[Code that builds pages]
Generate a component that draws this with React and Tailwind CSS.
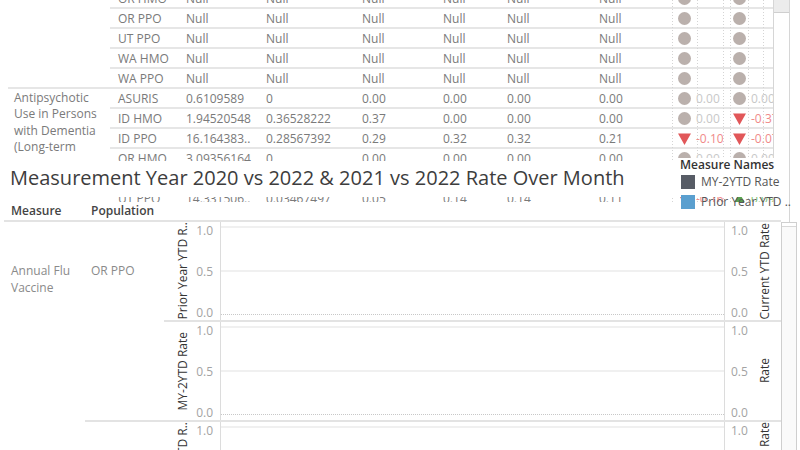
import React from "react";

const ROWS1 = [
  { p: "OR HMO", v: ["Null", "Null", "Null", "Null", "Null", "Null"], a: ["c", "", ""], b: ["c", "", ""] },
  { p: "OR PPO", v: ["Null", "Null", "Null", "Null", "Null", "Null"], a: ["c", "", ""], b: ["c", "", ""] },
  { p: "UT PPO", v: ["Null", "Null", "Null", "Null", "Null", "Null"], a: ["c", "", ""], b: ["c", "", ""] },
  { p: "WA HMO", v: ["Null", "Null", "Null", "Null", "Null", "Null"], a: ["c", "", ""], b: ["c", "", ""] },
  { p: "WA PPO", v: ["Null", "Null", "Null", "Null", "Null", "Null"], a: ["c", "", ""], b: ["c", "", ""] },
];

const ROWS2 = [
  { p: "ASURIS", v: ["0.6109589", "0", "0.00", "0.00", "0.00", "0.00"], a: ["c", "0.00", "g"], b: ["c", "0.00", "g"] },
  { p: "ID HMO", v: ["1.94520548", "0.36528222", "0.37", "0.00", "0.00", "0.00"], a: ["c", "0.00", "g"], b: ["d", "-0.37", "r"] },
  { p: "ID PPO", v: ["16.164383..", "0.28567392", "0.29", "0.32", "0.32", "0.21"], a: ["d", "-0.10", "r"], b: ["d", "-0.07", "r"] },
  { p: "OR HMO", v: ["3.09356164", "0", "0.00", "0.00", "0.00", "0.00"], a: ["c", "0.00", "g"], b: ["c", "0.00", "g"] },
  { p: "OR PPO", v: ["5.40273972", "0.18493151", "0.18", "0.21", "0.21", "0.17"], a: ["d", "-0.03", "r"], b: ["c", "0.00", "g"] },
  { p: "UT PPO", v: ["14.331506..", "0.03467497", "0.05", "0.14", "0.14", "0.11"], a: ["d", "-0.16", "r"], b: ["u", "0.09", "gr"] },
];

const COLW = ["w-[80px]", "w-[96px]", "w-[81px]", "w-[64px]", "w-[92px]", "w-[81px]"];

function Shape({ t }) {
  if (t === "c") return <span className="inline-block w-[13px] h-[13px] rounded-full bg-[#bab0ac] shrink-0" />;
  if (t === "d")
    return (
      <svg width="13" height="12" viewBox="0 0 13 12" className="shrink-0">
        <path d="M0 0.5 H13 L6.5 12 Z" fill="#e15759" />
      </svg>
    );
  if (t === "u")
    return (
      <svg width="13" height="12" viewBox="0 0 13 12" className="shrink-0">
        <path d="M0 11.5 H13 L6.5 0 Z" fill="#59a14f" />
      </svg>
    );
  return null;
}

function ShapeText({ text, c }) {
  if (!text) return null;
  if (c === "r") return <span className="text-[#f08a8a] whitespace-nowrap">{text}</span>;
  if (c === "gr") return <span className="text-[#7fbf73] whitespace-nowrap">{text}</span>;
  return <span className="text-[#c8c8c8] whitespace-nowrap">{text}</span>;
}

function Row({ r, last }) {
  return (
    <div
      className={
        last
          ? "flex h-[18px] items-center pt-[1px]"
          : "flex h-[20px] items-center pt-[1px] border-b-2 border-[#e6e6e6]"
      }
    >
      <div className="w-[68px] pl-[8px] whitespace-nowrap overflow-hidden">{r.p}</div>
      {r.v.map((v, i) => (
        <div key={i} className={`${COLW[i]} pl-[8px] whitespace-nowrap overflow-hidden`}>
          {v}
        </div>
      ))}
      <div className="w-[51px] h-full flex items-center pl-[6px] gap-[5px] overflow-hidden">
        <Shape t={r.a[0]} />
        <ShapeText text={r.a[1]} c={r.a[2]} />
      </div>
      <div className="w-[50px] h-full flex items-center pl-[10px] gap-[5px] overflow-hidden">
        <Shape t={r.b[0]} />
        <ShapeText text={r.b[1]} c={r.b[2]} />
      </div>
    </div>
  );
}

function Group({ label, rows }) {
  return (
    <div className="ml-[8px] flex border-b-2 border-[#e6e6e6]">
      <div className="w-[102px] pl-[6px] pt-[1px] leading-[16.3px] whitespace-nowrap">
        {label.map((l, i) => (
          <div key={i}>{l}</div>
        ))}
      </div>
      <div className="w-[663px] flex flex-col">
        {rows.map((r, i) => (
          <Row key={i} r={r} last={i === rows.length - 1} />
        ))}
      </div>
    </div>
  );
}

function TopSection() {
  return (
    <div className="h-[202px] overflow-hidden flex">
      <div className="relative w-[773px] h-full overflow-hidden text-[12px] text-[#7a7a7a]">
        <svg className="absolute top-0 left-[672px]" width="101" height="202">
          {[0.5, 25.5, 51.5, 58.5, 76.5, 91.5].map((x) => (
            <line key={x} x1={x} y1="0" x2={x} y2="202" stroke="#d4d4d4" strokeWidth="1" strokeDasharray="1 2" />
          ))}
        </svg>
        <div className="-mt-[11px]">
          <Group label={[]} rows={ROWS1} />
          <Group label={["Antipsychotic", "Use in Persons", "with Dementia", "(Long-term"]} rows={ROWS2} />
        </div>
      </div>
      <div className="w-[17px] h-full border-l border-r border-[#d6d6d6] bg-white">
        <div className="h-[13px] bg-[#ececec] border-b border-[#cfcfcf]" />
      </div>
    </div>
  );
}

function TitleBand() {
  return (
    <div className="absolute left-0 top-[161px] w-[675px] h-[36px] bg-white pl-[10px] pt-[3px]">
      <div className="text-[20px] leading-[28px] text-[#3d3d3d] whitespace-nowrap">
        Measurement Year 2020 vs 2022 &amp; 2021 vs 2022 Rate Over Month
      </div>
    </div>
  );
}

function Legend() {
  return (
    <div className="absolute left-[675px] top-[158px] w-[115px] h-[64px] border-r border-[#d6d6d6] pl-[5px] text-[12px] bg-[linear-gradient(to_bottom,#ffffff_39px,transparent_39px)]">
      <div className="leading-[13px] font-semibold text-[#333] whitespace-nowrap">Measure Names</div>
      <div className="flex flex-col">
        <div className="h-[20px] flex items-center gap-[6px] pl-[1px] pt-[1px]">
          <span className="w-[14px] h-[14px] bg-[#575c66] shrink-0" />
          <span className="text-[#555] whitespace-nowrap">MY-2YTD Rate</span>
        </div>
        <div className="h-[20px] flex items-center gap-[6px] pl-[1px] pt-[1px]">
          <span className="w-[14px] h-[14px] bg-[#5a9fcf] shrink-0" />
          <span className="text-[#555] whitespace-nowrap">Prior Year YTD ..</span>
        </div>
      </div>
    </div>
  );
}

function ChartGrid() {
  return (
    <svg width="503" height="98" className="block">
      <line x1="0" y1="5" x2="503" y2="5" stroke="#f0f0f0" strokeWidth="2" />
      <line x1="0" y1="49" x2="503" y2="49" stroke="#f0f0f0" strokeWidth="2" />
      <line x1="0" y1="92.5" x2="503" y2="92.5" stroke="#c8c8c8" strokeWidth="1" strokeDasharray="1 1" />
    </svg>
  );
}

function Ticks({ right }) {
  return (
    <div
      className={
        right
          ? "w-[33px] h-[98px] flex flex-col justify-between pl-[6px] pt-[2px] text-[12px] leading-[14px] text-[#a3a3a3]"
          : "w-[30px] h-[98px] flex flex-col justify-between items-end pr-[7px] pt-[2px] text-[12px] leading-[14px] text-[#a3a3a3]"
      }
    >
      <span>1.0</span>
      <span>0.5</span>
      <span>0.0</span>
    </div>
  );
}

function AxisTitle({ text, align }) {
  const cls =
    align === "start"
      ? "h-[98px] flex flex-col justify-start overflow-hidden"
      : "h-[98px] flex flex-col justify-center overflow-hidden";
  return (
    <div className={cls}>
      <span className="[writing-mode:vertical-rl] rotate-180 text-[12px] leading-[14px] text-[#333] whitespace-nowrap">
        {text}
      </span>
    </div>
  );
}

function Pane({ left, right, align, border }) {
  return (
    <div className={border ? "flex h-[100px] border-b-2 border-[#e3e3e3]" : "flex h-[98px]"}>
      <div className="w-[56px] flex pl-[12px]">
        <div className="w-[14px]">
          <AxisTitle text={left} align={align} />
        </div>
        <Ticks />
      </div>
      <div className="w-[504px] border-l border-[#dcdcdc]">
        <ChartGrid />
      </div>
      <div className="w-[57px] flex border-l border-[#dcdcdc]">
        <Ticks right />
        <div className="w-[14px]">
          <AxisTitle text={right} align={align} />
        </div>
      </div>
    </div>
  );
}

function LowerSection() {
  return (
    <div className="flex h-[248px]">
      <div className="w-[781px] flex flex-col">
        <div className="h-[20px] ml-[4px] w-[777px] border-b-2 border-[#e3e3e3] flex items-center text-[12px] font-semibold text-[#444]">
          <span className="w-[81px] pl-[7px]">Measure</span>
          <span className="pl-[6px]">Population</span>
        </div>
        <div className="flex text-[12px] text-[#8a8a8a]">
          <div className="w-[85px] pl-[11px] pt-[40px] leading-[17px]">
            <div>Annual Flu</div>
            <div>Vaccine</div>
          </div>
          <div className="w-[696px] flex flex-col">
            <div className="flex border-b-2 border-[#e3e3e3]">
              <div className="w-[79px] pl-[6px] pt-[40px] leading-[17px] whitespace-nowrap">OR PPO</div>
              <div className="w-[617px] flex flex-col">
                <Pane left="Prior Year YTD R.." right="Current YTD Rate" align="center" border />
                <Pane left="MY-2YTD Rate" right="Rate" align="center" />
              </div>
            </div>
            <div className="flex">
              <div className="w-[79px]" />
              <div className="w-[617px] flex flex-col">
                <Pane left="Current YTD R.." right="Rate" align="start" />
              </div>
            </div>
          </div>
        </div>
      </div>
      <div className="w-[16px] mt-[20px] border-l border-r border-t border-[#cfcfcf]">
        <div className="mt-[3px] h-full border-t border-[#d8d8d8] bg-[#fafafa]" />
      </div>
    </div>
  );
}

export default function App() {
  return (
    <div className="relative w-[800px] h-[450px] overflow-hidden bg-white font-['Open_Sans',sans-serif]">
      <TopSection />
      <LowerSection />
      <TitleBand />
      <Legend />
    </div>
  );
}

--

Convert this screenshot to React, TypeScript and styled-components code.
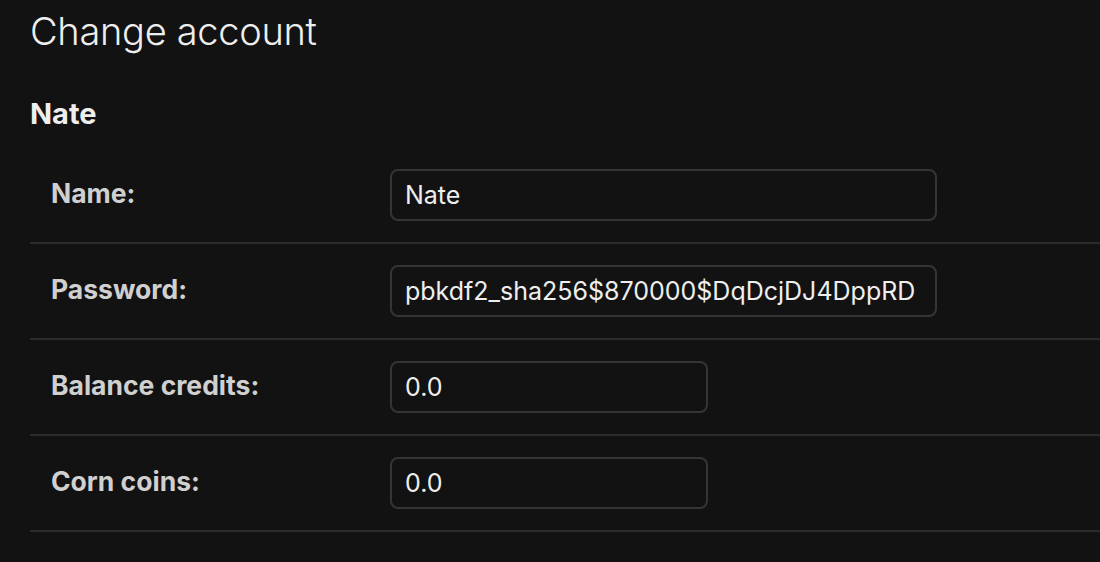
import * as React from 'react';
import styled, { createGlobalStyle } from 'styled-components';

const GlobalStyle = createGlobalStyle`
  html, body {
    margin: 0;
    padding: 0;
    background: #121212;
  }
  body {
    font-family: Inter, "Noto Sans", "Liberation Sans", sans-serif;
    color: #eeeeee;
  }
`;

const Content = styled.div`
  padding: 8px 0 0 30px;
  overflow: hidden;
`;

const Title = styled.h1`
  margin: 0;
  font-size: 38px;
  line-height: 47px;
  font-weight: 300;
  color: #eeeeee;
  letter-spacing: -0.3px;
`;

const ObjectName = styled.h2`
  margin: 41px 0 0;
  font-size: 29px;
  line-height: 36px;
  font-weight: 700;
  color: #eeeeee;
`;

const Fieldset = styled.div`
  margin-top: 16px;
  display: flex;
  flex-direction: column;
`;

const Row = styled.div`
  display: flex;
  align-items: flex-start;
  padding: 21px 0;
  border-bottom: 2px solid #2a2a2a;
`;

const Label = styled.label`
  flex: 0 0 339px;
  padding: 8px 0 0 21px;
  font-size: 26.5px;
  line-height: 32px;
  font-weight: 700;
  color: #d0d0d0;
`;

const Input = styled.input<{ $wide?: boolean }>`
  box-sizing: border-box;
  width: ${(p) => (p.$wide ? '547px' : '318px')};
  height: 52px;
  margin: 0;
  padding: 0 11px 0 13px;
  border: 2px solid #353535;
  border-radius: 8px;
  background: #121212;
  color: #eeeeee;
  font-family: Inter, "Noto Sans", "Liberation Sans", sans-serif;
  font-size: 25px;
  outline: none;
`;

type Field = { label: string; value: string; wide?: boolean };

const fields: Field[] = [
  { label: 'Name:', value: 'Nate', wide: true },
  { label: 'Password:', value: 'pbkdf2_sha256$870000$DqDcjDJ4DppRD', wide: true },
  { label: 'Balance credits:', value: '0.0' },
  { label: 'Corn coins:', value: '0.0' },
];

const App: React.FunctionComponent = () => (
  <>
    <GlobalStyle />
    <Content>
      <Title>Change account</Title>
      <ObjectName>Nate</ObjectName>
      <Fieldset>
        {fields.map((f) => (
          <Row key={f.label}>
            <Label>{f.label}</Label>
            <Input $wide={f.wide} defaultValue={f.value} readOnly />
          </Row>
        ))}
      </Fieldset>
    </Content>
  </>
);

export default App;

--

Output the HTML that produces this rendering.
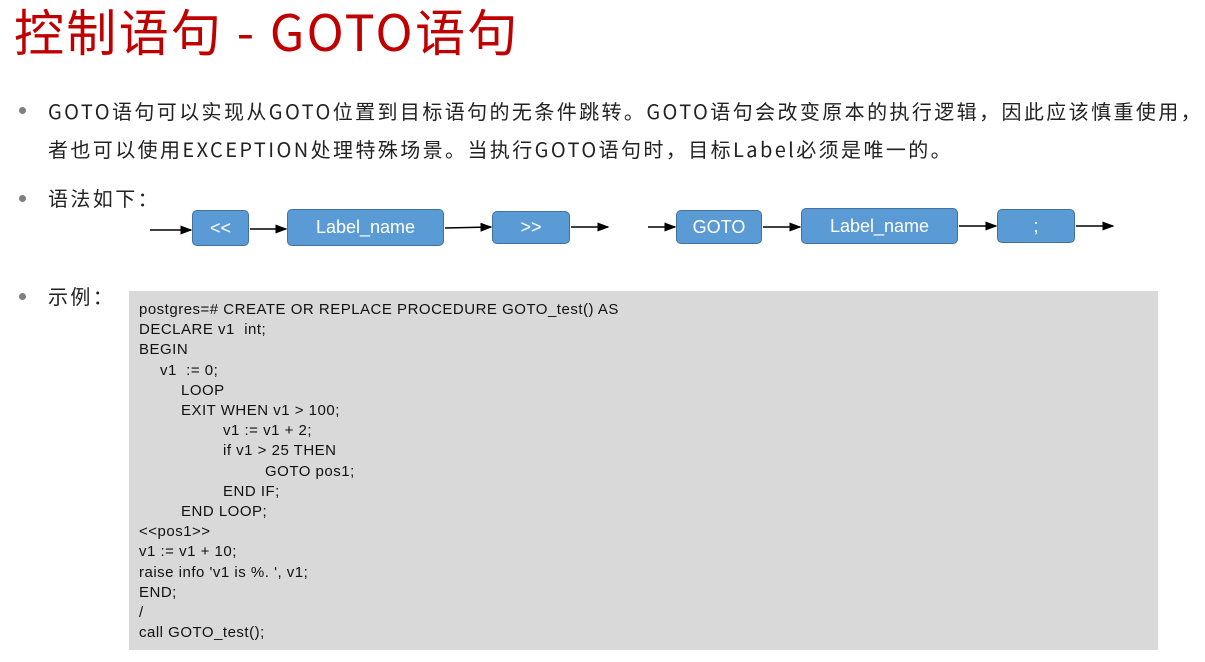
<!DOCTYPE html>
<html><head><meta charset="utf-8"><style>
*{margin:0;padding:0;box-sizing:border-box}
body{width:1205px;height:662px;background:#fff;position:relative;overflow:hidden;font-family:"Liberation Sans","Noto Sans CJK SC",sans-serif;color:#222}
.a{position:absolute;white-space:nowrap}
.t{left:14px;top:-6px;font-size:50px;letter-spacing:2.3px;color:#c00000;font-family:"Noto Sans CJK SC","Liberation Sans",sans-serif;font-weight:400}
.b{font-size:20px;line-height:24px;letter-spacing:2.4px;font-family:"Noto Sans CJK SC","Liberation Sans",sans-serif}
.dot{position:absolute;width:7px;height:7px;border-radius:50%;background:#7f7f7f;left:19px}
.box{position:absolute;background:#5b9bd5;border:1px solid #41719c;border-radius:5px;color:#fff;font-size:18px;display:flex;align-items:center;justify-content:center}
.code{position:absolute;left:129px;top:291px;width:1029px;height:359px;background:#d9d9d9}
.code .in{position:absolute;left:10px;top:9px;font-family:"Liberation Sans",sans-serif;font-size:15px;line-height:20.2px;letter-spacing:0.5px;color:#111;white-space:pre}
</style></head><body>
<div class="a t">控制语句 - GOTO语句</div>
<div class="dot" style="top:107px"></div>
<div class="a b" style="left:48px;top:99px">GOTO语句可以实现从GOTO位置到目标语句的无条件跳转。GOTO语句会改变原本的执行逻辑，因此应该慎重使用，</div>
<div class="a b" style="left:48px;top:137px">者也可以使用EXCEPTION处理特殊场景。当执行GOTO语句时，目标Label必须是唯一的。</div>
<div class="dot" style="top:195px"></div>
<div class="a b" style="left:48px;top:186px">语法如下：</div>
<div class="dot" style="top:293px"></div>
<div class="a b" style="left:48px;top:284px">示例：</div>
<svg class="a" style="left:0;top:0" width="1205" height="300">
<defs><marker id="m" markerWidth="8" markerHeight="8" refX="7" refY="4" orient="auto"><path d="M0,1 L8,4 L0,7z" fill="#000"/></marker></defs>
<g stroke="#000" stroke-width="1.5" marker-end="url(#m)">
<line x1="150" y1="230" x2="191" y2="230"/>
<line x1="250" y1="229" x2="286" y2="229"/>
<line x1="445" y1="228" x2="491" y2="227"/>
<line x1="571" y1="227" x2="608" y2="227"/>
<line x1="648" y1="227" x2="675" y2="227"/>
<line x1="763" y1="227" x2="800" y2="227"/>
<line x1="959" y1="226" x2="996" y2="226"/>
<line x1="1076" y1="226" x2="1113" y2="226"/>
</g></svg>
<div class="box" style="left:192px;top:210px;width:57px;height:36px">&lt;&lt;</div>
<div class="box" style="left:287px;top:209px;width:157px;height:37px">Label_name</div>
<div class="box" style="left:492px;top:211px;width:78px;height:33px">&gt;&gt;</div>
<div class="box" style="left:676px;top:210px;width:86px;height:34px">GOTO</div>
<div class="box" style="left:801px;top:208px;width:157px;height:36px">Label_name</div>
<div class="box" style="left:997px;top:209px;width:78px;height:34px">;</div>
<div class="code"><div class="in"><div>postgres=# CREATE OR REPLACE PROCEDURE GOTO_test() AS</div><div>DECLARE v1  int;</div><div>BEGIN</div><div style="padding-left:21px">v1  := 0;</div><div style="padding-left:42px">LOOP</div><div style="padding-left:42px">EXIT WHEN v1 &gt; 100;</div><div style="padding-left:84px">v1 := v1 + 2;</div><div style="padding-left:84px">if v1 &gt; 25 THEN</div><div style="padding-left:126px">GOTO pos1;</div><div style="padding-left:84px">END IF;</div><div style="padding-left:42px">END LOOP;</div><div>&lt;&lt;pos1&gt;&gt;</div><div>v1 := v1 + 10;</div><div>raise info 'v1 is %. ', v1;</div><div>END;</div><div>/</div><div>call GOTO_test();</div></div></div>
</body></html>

[Written task]:
Exactly reproduce the stretch that starts at the line containing "Generate a component" and ends at the line containing "import React from", both ends included; leave any pictures out.

[The output]:
Generate a component that draws this with React and Tailwind CSS.
import React from "react";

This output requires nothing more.